The public is often portrayed as opposed to migration, and opinion polls do show it is a key issue for voters. But new research by NIESR, published today, finds that members of the public who work with migrants recognise the need for skilled migration. They also willingly acknowledge that they have benefited, writes Dr Heather Rolfe.
In October, Home Secretary Theresa May announced the government’s intention to crack down on ‘health tourists’ who, she argued, are placing our GP surgeries and hospitals under strain. When asked on Radio 4’s Today programme what the costs amounted to, she could only answer that the public feels it is “unfair” that migrants can use services and that they have the “feeling” that these users include people here illegally.
While we would want politicians to listen to the public, basing policy on public opinion is clearly problematic not least because, as Ben Page, director of Ipsos MORI points out, the public can be wrong. This has frequently been the case on the issue of migration, including when it comes to estimating populations:
“The public believes at least a quarter of the UK population was not born here – the actual figure is much lower.”
They also disagree and change their beliefs, attitudes and opinions over time. On an issue like migration they can hold a range of views. Scott Blinder, director of the Migration Observatory at the University of Oxford, reports the finding that migrants living in one’s own neighbourhood are the most popular with the general public, at odds with the general view that migration is harmful to Britain. So here it seems that political views and personal experiences may be at odds.
At NIESR we recently looked at public attitudes towards skilled migration and how these related to their own experiences of working with migrants. We found a similar picture. Individuals may hold some anti-immigration views but are more positive about their own workplace experiences.
Focus group participants were selected to include a range in terms of their general views about migration, but they were all people who worked with migrants, either settled or more recent. Despite some being generally opposed to immigration, and agreeing with the statement that “immigrants take jobs away from British workers,” they also agreed with the statement that “employers should be able to recruit migrants to work in jobs where their skills are needed.”
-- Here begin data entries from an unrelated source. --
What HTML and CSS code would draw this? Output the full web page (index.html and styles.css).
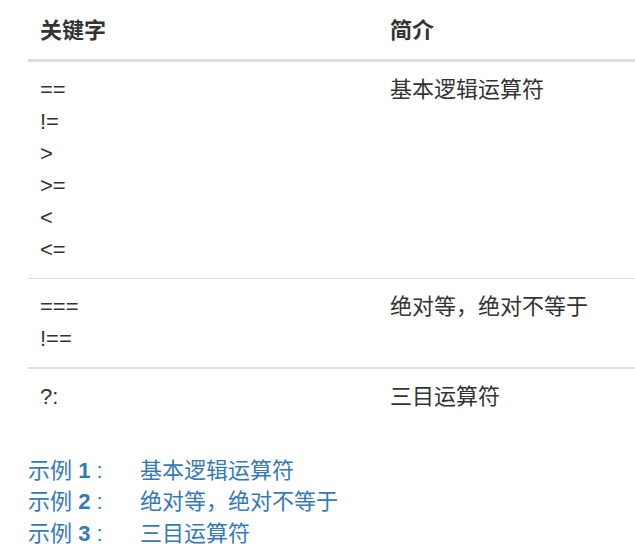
FILE: index.html
```html
<!DOCTYPE html>
<html lang="zh">
<head>
<meta charset="utf-8">
<link rel="stylesheet" href="styles.css">
</head>
<body>
<div class="page">
  <table class="ops">
    <thead>
      <tr><th class="col-key">关键字</th><th>简介</th></tr>
    </thead>
    <tbody>
      <tr><td>==<br>!=<br>&gt;<br>&gt;=<br>&lt;<br>&lt;=</td><td>基本逻辑运算符</td></tr>
      <tr><td>===<br>!==</td><td>绝对等，绝对不等于</td></tr>
      <tr><td>?:</td><td>三目运算符</td></tr>
    </tbody>
  </table>
  <ul class="examples">
    <li><a href="#" class="ex"><span class="label">示例 <b>1</b> :</span><span>基本逻辑运算符</span></a></li>
    <li><a href="#" class="ex"><span class="label">示例 <b>2</b> :</span><span>绝对等，绝对不等于</span></a></li>
    <li><a href="#" class="ex"><span class="label">示例 <b>3</b> :</span><span>三目运算符</span></a></li>
  </ul>
</div>
</body>
</html>
```

FILE: styles.css
```css
html, body {
  margin: 0;
  padding: 0;
  background: #fff;
}
body {
  font-family: "Liberation Sans", Arial, "Noto Sans CJK SC", sans-serif;
  font-size: 22px;
  line-height: 31.43px;
  color: #333;
}
.page {
  padding: 3px 0 0 28px;
}
.ops {
  border-collapse: collapse;
  width: 607px;
  margin-bottom: 30px;
}
.ops th, .ops td {
  padding: 12px 12px;
  line-height: 32px;
  text-align: left;
  vertical-align: top;
}
.ops th {
  font-weight: bold;
  border-bottom: 3px solid #ddd;
}
.ops .col-key {
  width: 326px;
}
.ops tbody tr + tr td {
  border-top: 1px solid #ddd;
}
.ops tbody tr:nth-child(3) td {
  border-top: 2px solid #ddd;
}
.examples {
  list-style: none;
  margin: 0;
  padding: 0;
}
.ex {
  color: #337ab7;
  text-decoration: none;
  display: flex;
}
.ex .label {
  width: 112px;
  flex: none;
}
.ex b {
  font-weight: bold;
}
```
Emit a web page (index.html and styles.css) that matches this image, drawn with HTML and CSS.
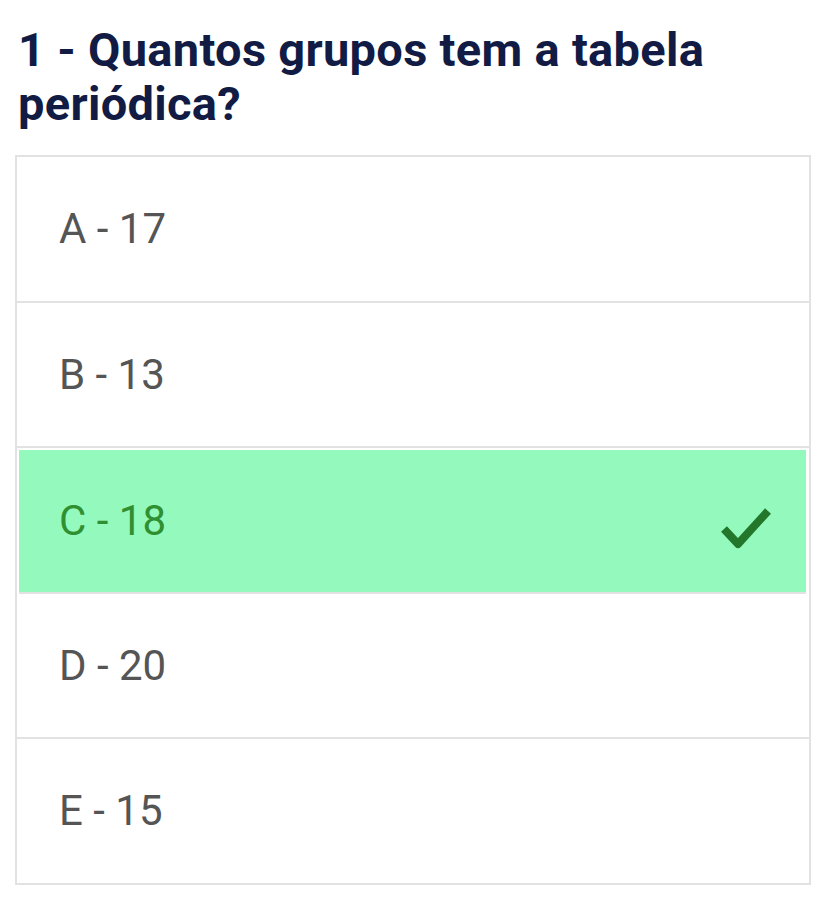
FILE: index.html
```html
<!DOCTYPE html>
<html lang="pt">
<head>
<meta charset="utf-8">
<link rel="stylesheet" href="styles.css">
</head>
<body>
<div class="quiz">
  <h1 class="question">1 - Quantos grupos tem a tabela periódica?</h1>
  <ul class="options">
    <li class="option">A - 17</li>
    <li class="option">B - 13</li>
    <li class="option correct">C - 18
      <svg class="check" viewBox="0 0 56 54" width="56" height="54" aria-hidden="true">
        <path d="M8 28 L22 43 L52 10" fill="none" stroke="#23772a" stroke-width="8" stroke-linecap="butt" stroke-linejoin="round"/>
      </svg>
    </li>
    <li class="option">D - 20</li>
    <li class="option">E - 15</li>
  </ul>
</div>
</body>
</html>
```
FILE: styles.css
```css
html, body {
  margin: 0;
  padding: 0;
  background: #ffffff;
}
body {
  font-family: Roboto, "Noto Sans", sans-serif;
}
.quiz {
  padding: 23px 10px 0 15px;
}
.question {
  margin: 0 0 24px 3px;
  font-size: 47px;
  font-weight: 700;
  line-height: 54px;
  color: #111b44;
  letter-spacing: 0.3px;
}
.options {
  list-style: none;
  margin: 0;
  padding: 0;
  border: 2px solid #e2e2e2;
  width: 792px;
}
.option {
  display: flex;
  align-items: center;
  justify-content: space-between;
  box-sizing: border-box;
  height: 145.5px;
  padding: 0 36px 0 42px;
  font-size: 42px;
  color: #555555;
  border-bottom: 2px solid #e2e2e2;
}
.option:last-child {
  border-bottom: none;
  height: 143.5px;
}
.option.correct {
  background: #93f9bc;
  color: #2f8f31;
  margin: 0 3px 0 2px;
  padding-left: 40px;
  padding-right: 34px;
  border-top: 2px solid #ffffff;
}
.check {
  display: block;
  margin-top: 14px;
}
```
At the same time, they felt that issues affecting the supply of skills within the UK need to be addressed. These included equipping UK workers with the skills which employers need, which were seen as a mixture of technical skills and attitudes, often described as employability. To address this, the education system and young people themselves were seen as in need of change. There was a general consensus that those in the UK born now need to ‘up their game’ as labour markets become increasingly global, that employers want recruits who have wider perspectives and interests in life beyond the UK.
But employers were not seen as blameless. Recruitment of migrants, even at the highly skilled end, was seen as driven by cost considerations, to a greater extent than employers usually say. Migration was also seen as providing employers with a disincentive to provide training, and that young British people are losing out through lack of training investment – again, something that employers often dispute.
While heated at times, discussions cooled to more amicable agreement when it came to people’s own experiences of working with migrants – the benefits and the disadvantages. They talked of a range of benefits of working with people from different backgrounds, who brought different perspectives and approaches. Specific inputs included cultural understandings and languages in services working with customers and local migrant communities, craft skills in education and perspectives on design in architecture and engineering. A number of these differences were seen to benefit service users, for example in health and social work.
Participants were also inclined to agree with the statement that “teams which are diverse, in terms of gender, race and background, can often be more productive than ones where everyone is the same.” Many participants said they enjoyed working with migrants and that mixed teams were sometimes more positive and lively. Diverse teams were also seen to sometimes bring challenges, particularly in terms of communication, but the positives were seen to outweigh the negatives.
So when it comes to the workplace, migration seems to be a success story for some people at least. If Theresa May were to step into some of the workplaces of focus group participants – the NHS, schools, engineering companies, London Underground – she might find a different ‘feeling’ about migration. A positive one, where British workers are working alongside migrants, exchanging skills, knowledge and experiences and sharing an important part of their lives.
Dr Heather Rolfe is principal research fellow at the National Institute of Economic and Social Research.